A decorated NSW police officer who sexually assaulted a girl on a dance floor during an assignment to protect world leaders in Perth has been spared prison but is set to lose his job.
Ian Ronald Sleigh, 45, wept openly in the dock after he was convicted of sexually assaulting the 22-year-old daughter of a West Australian policeman he had met last October while in the state to work at the Commonwealth Heads of Government Meeting.
Having consumed eight full strength beers on an empty stomach at the Elephant and Wheelbarrow nightspot in Northbridge, Sleigh put his hand up the skirt of the young woman before roughly groping her genitals.
The shocked woman immediately told other police in the pub what had happened, and Sleigh was arrested and initially charged with sexual penetration without consent.
That was replaced with a sexual assault charge, to which Sleigh pleaded guilty to on Monday.
On Thursday, Justice Bruce Goetze fined Sleigh $7500 - an amount he said would go to the victim - but spared him a prison term, which he said would have been made doubly hard by his position as a police officer and convicted sex offender.
"You have suffered a severe amount of public humiliation ... which in your case has been amplified by reason of your position," Justice Goetze said.
"Prison is a penalty of last resort, and in my view this offence does not require a term of imprisonment.
"It is not an easy decision but that is the one I have come to."
Justice Goetze said the assault had left the young victim emotionally traumatised and needing ongoing counselling.
The court was also told - notwithstanding her family link to the police - that her view of the force had been changed by Sleigh's assault.
Earlier, Detective Inspector Peter McKenna, Sleigh's commanding officer in the Manning/Great Lakes area on the NSW mid-north coast, told the court his former colleague had been suspended without pay following his guilty plea.

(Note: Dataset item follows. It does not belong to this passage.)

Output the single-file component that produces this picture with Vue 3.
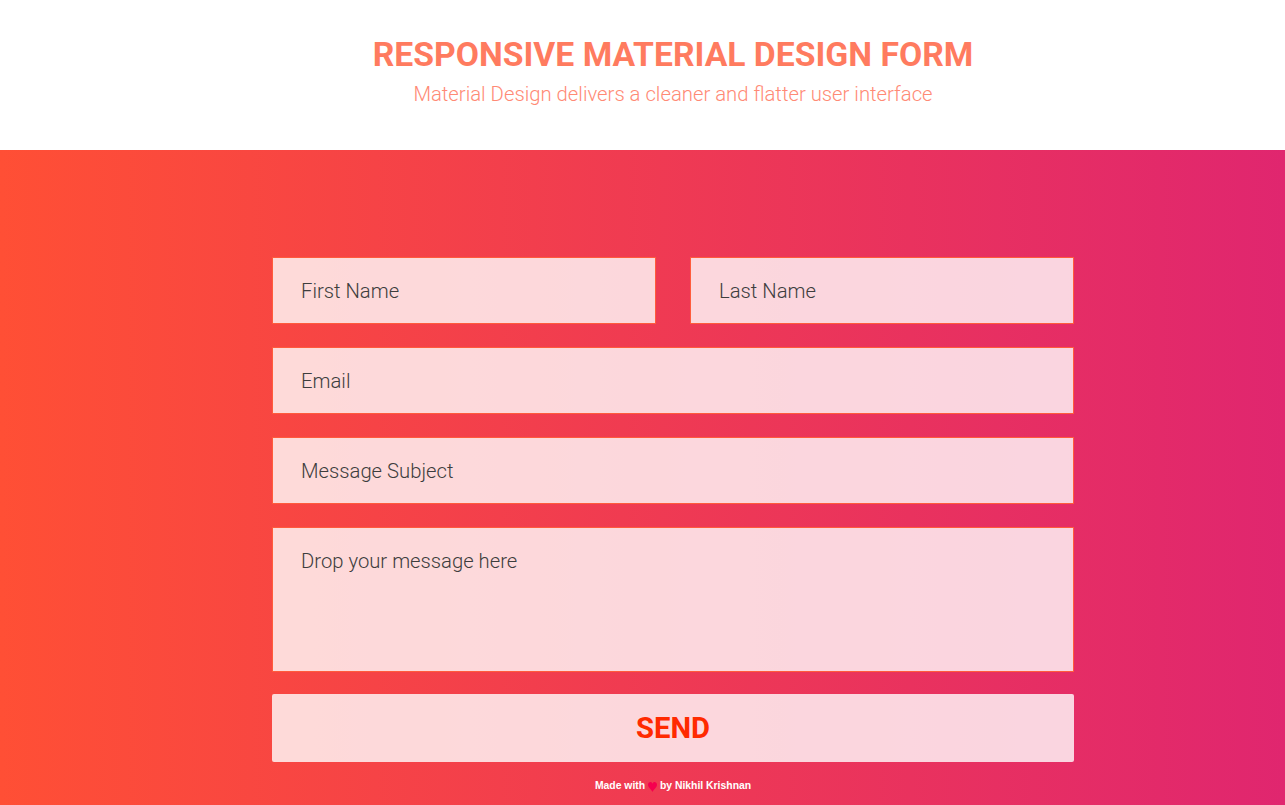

He now faces the almost inevitable consequence of losing his job of 13 years.
Det Insp McKenna said while the force had been shocked and disgusted by Sleigh's conduct, he still had supporters within the police, and had been retained on desk duties while waiting for the case to come to court.
"He is disgusted with himself as to what has happened, and the flow-on effects to himself, his family and the NSW police," Det Insp McKenna said.
"I can't emphasise how out of character this is.
"But my expectation is that he will be dismissed. The impact on the community is going to be immense."
The court heard Sleigh had been forced to sell his house to pay for the legal fees incurred during the case, and his teenage son had been teased and was undergoing counselling. Sleigh also had been physically ill through the stress of the case.
Sleigh said nothing as he left court.